Yesterday, Bloomberg News wrote a story on NEI’s ad campaign and highlighted one TV spot that will air on, among other programs, Comedy Central’s ‘The Daily Show with Jon Stewart.’ The Daily Show draws a younger, more liberal crowd, some of whom are skeptical of nuclear energy. Since the Bloomberg article appeared, there’s been a surge in commentary from all sides of the nuclear debate at the Daily Show’s Facebook page. If you haven’t been over to the page yet, stop by and add your two cents. The readers over there could use a different perspective on nuclear than from the usual crowd.


elfpltfn said…
I'm elated NEI is taking a more proactive role in nuclear public relations!
I'm a bit underwhelmed at the message though- saying "nuclear is safe, clean, and reliable" won't convince anyone who doesn't already agree with us. Rather than farming this out to an advertising agency- let the plants' outreach centers develop short ads showing real people. (At a spent fuel pool showing the EAD.. for example).

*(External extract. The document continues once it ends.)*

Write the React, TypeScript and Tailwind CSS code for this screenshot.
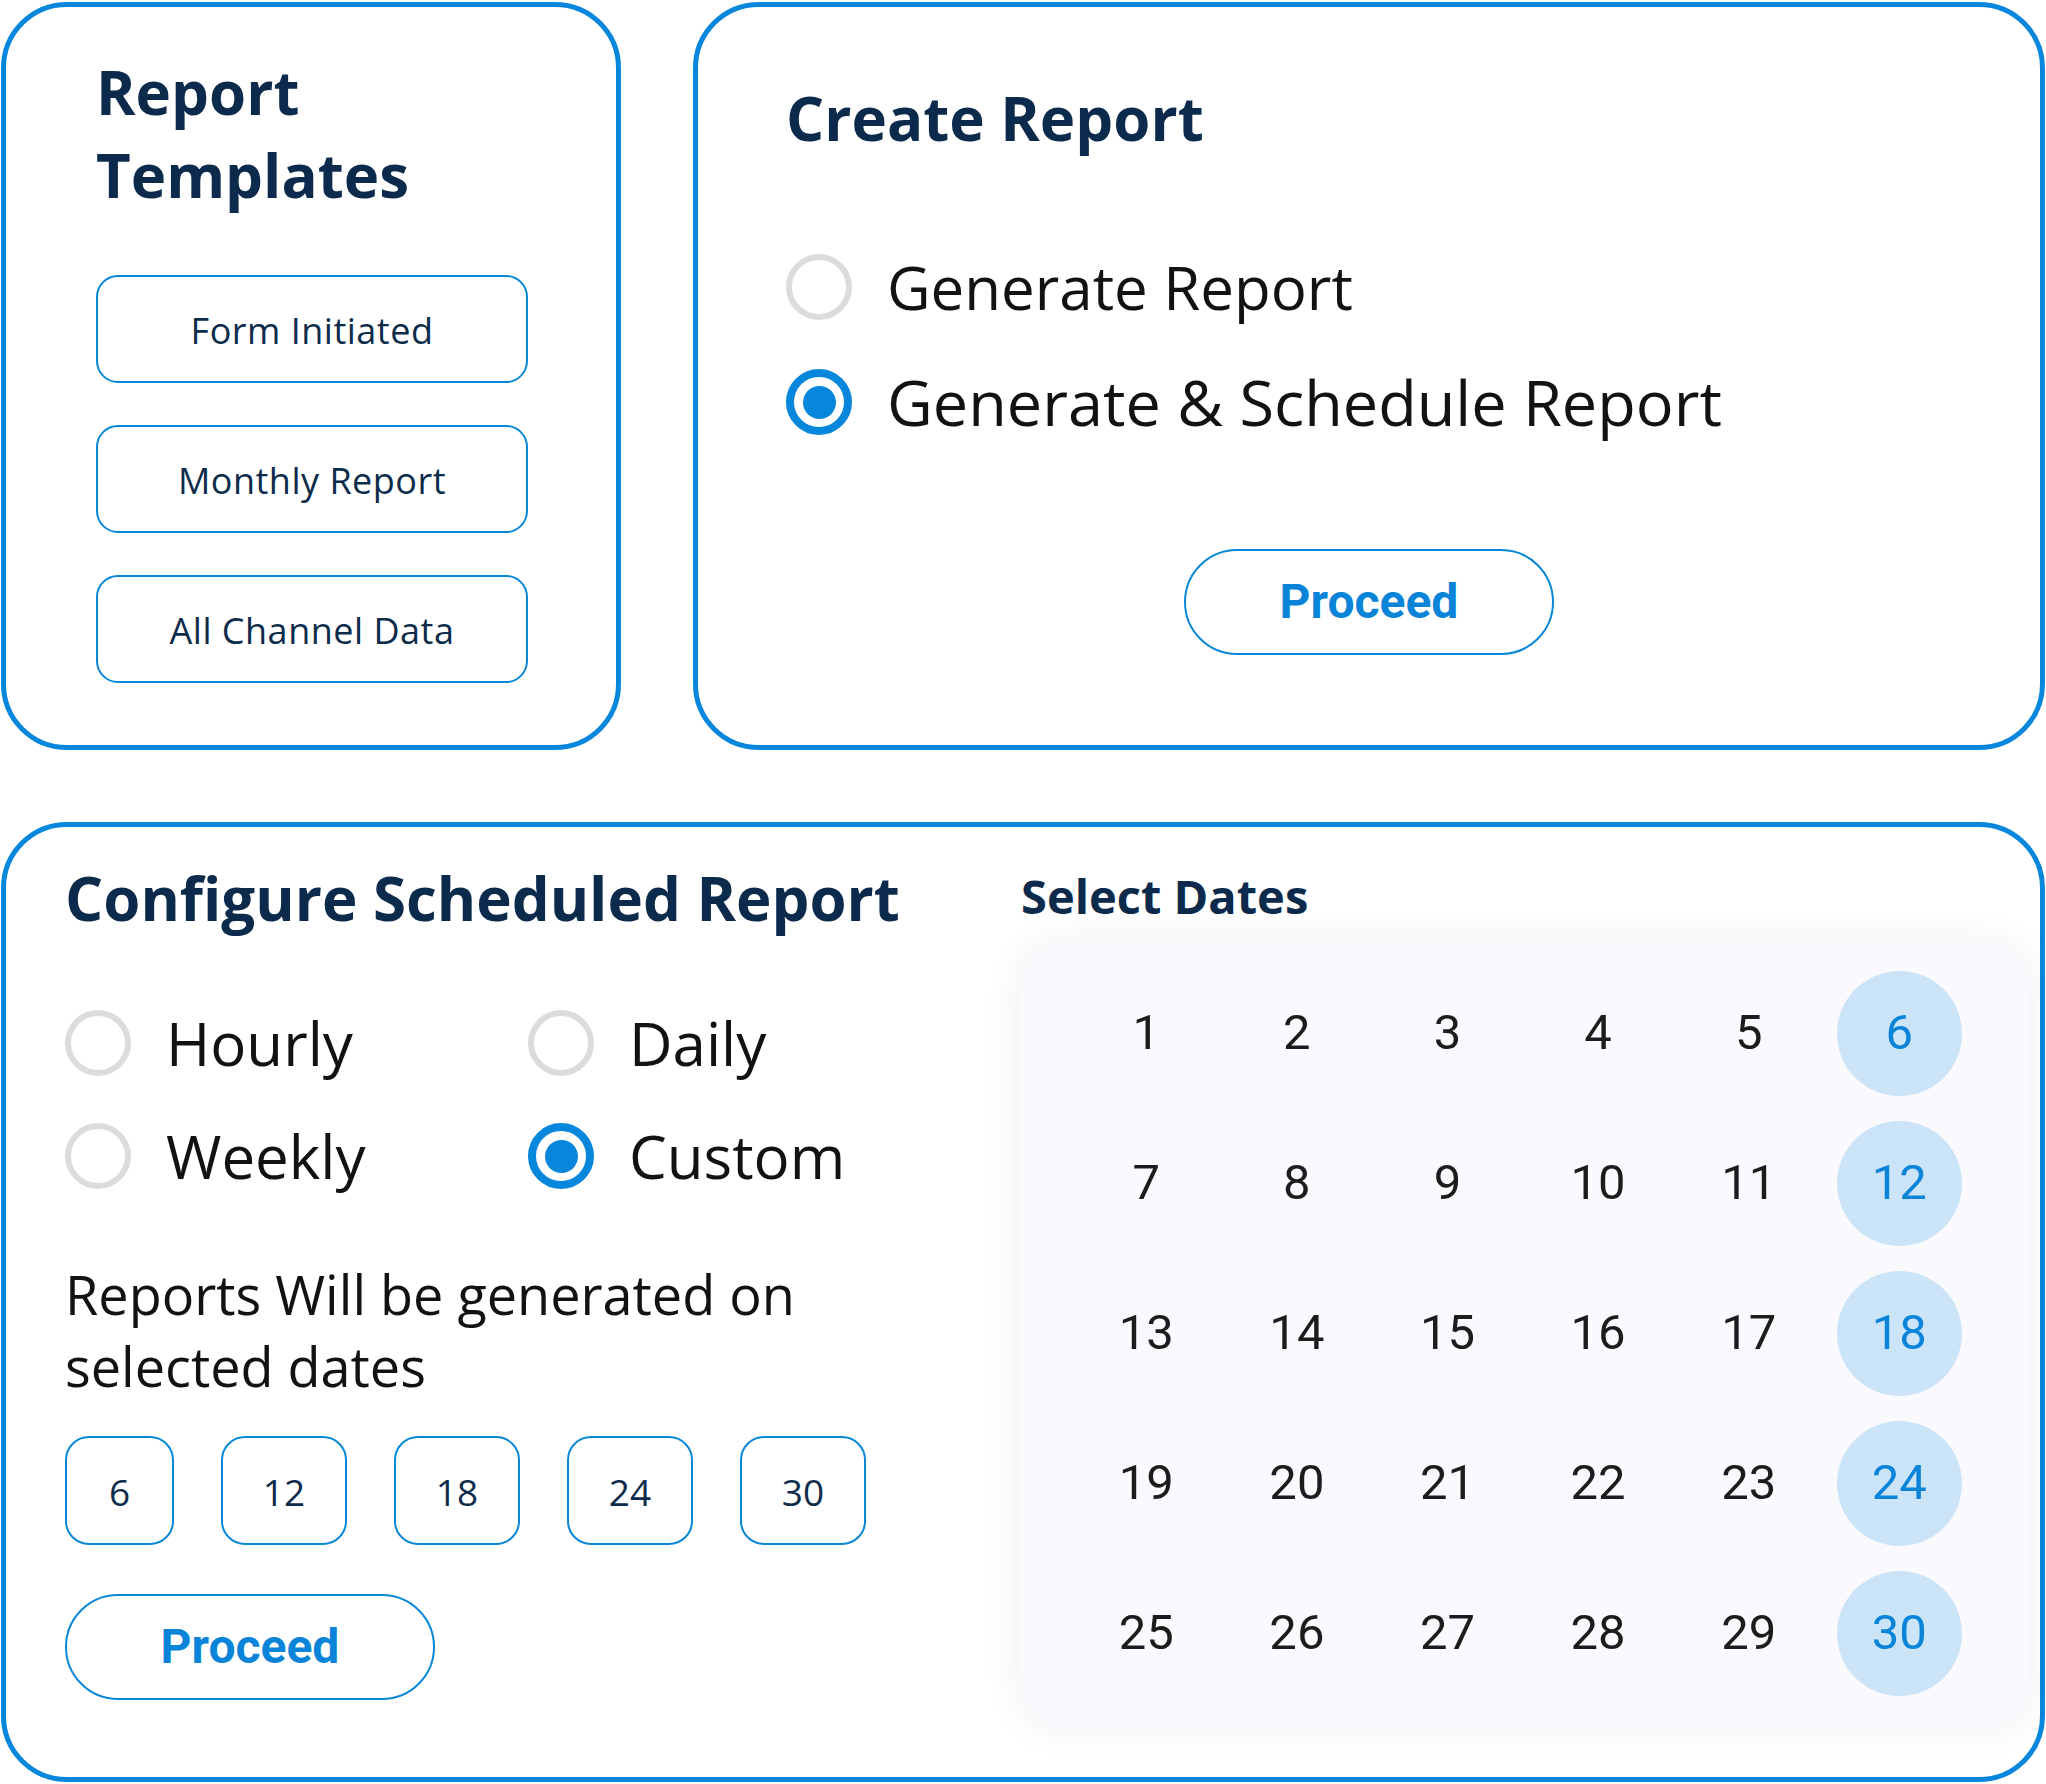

Right or wrong- nuclear critics have specific complaints that make perfect sense to people who have never seen nuclear fuel. (Case in point: Diane Sawyer's lead into the SONGS S/G tube leak...)

I suspect an educational outreach program demonstrating plant operations/facilities would go much further to bolster confidence than repeating "clean and safe".

P.S. I'm jealous- this would be an incredibly fun project to work on.
Luke_UK said…
For the "younger, more liberal crowd" at the Daily Show, who are likely to be more concerned about climate change as well as more hostile to nuclear, you might have been better with Barry Brook's version. See discussion over at Canadian Energy Issues.
gmax137 said…
@elfpltfn "...would go much further to bolster confidence than repeating "clean and safe"."

Well, the natural gas kings seem to be doing quite well with "clean...clean...clean..."
elfpltfn said…
@gmax137: Well, the natural gas kings seem to be doing quite well with "clean...clean...clean..."

True, but, they don't have to contend with Fukishima, Helen Caldicott or rampant public ignorance of radiation. People aren't threatened by the gas that heats their home in the same way they fear a nuclear reactor.
JD said…
"People aren't threatened by the gas that heats their home in the same way they fear a nuclear reactor."

Indeed. A strange phenomenon considering the actual relative risk.

Consider this story, the month before Fukushima:

"A thunderous gas explosion devastated a rowhouse neighborhood, killing five people.."

Long forgotten now, but more deadly than Fukushima.